Larisa Turchinskaya

Personal information
- Nationality: Russian
- Born: Larisa Nikitina 29 April 1965 (age 61) Kostroma, Russian SFSR, Soviet Union
- Spouse: Vladimir Turchinsky

Medal record
Representing Soviet Union
World Championships
| Silver medal – second place | 1987 Rome | Heptathlon |
Summer Universiade
| Gold medal – first place | 1989 Duisburg | Heptathlon |
Representing Russia
European Indoor Championships
| Gold medal – first place | 1994 Paris | Pentathlon |

= Larisa Turchinskaya =

Russian heptathlete

Larisa Turchinskaya, Лариса Турчинская, (née Nikitina, born 29 April 1965) is a retired Russian heptathlete.

== Career ==
Her personal best result is 7007 points, achieved on 10–11 June 1989 in Bryansk. This result remained the European record, until Carolina Klüft achieved 7032 points at the 2007 World Championships in Athletics.

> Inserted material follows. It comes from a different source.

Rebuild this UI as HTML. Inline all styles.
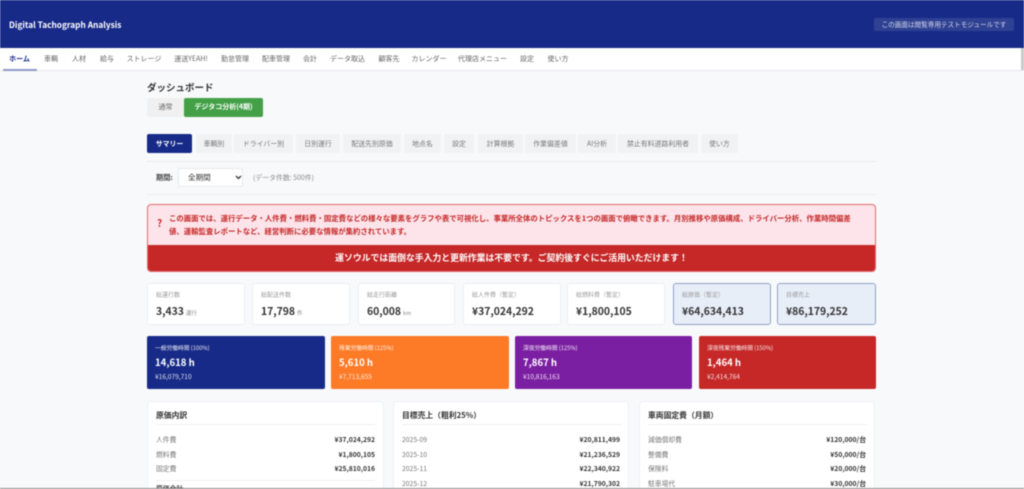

This performance still ranks Turchinskaya fifth on the world all time-performers list.

She was the runner-up at the 1994 Hypo-Meeting with a score of 6596 points.

Turchinskaya won a silver medal at the 1990 Goodwill Games, but was later disqualified, after having tested positive for amphetamines.

Turchinskaya was born in Russia, where she married the strongman and media personality Vladimir Turchinsky. In the early 1990s, after competing in Australia she decided to settle in the country.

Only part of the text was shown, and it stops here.